[Instructions for the task] From the entries below, pull out each line where "picture" appears.

(Items listed in a dataset)

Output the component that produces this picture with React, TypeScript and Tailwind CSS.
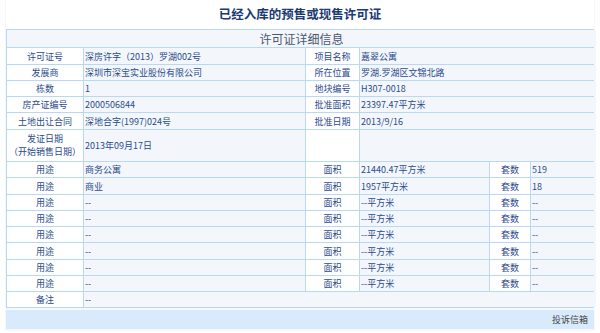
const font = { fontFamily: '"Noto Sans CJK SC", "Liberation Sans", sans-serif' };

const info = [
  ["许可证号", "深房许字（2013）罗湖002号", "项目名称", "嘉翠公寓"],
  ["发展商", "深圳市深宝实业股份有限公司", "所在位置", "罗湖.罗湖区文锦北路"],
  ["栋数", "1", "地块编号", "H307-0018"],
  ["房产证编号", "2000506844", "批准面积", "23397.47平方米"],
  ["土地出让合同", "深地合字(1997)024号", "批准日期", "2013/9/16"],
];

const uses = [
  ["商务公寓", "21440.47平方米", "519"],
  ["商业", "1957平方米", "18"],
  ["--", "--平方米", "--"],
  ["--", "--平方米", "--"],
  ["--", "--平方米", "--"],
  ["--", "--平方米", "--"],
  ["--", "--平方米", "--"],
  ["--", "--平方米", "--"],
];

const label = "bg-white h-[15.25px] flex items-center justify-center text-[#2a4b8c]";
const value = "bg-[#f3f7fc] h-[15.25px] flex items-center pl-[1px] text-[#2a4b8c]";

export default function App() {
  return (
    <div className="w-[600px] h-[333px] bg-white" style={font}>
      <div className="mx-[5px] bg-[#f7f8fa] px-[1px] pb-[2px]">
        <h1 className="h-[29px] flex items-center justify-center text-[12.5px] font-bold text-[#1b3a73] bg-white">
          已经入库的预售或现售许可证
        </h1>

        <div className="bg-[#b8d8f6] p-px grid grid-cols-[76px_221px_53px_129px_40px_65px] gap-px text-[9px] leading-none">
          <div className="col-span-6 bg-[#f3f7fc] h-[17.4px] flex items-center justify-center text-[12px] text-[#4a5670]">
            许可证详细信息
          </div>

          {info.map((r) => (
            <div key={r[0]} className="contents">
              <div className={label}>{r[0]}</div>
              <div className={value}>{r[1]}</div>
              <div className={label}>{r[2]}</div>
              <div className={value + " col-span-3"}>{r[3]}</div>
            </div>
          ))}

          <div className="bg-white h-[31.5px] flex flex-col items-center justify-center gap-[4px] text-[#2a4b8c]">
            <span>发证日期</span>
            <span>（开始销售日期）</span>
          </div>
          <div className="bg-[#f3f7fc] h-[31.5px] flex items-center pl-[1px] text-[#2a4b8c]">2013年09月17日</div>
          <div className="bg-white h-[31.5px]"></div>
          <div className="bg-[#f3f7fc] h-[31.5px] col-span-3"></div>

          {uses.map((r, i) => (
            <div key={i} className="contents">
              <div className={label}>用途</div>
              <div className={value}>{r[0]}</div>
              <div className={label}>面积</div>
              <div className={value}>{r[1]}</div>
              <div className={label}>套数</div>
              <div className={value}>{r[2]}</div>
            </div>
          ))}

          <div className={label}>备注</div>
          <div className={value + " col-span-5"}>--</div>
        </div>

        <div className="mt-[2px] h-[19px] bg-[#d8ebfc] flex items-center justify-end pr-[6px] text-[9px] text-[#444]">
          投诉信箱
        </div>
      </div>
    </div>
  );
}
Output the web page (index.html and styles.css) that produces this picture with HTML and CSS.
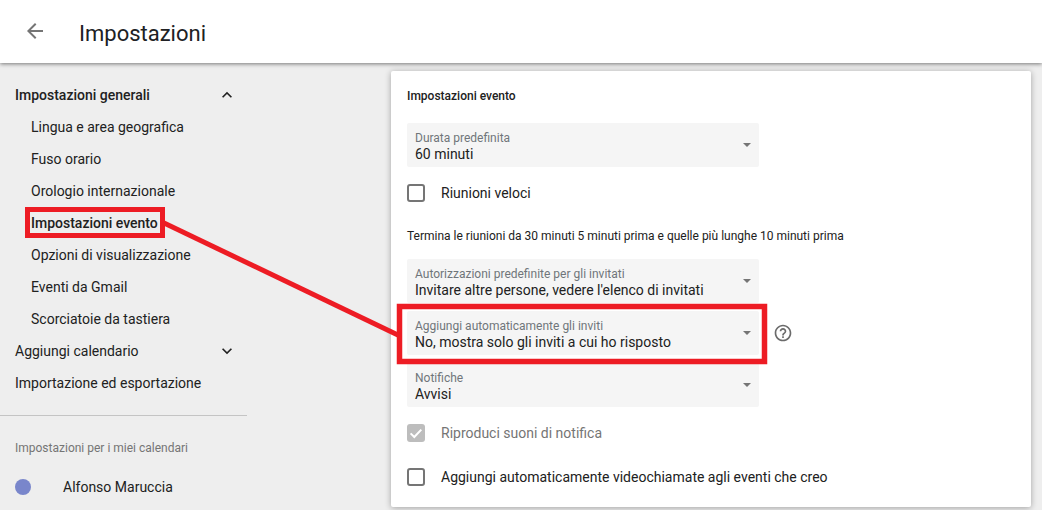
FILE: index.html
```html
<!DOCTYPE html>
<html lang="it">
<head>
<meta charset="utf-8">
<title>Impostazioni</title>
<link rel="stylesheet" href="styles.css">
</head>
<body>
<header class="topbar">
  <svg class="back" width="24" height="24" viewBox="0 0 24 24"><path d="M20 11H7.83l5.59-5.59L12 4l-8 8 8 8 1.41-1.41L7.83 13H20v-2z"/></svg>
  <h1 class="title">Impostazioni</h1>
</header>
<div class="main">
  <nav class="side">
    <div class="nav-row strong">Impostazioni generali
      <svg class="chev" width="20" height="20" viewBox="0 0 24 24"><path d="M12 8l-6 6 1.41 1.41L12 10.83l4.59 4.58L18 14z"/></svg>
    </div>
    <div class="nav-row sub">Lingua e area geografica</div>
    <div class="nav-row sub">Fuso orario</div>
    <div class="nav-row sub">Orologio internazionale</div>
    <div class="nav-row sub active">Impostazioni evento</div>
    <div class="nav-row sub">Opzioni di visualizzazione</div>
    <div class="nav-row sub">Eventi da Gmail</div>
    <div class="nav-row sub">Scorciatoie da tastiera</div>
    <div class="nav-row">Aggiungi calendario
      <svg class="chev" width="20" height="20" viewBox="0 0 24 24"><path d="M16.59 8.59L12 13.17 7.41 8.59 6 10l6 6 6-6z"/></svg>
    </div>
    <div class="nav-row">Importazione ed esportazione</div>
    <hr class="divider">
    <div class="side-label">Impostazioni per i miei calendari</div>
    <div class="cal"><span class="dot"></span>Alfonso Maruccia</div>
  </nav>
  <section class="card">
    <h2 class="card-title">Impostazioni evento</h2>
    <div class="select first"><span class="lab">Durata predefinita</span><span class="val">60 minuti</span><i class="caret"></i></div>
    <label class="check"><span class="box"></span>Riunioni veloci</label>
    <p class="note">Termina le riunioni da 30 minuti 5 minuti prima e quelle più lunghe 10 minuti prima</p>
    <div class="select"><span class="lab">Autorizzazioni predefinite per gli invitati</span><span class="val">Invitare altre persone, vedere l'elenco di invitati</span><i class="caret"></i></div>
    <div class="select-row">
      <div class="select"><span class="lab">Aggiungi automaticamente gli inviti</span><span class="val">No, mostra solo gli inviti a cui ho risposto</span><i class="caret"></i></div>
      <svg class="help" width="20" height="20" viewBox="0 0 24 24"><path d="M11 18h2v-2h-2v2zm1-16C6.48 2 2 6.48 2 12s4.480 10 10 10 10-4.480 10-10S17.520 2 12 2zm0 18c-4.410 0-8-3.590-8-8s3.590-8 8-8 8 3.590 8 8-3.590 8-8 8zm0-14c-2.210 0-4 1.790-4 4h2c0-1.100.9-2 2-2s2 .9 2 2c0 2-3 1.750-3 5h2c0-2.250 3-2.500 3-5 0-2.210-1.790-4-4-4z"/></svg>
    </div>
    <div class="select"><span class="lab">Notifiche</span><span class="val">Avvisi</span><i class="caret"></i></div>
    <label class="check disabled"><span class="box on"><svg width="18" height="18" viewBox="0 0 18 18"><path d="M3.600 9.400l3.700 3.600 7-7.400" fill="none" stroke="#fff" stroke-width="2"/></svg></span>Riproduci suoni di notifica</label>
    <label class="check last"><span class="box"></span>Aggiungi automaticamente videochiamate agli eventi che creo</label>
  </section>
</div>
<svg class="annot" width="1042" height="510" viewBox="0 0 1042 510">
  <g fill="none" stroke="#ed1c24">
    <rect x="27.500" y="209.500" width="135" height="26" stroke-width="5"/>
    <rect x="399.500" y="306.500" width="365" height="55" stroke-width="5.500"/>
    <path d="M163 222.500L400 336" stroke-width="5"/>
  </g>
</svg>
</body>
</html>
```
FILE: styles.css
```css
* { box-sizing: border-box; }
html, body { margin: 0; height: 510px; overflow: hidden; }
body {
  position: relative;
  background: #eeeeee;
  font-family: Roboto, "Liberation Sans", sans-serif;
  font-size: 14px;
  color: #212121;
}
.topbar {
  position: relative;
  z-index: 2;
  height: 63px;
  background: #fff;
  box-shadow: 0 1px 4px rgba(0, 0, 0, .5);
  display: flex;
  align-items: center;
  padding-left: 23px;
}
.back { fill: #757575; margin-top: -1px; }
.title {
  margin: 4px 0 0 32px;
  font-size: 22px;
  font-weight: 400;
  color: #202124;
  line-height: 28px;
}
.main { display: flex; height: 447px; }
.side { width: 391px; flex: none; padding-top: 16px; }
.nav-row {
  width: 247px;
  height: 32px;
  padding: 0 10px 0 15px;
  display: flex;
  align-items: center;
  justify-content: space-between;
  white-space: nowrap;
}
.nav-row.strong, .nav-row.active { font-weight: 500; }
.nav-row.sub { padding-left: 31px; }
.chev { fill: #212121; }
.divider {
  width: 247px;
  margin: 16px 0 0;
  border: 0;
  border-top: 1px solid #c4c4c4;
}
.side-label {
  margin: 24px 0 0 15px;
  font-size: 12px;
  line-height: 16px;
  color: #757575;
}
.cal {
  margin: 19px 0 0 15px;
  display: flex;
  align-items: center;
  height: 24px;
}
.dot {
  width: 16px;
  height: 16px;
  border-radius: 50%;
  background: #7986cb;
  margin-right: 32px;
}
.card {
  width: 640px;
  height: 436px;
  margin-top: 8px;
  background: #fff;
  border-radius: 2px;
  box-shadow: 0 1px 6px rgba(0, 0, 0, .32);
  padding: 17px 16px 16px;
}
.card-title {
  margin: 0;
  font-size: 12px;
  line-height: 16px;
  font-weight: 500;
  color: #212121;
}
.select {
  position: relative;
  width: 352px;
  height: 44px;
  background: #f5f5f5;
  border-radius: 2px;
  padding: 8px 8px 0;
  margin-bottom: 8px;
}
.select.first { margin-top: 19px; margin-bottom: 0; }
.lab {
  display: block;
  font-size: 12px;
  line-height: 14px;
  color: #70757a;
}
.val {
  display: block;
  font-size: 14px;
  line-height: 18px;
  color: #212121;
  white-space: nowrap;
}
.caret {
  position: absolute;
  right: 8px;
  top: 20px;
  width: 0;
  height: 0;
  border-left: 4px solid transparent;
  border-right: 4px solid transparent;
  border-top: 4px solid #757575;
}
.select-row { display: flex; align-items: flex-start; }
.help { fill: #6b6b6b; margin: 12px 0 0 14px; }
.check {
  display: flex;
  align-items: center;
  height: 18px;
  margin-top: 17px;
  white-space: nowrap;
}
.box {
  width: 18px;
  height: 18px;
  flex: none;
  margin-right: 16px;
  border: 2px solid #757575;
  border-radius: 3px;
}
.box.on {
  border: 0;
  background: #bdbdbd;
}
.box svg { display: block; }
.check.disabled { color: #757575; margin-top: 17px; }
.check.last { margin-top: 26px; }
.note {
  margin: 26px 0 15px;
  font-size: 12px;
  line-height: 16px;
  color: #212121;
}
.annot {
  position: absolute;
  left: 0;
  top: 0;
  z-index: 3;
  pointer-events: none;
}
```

[Full answer]
Output the component that produces this picture with React, TypeScript and Tailwind CSS.
Output the web page (index.html and styles.css) that produces this picture with HTML and CSS.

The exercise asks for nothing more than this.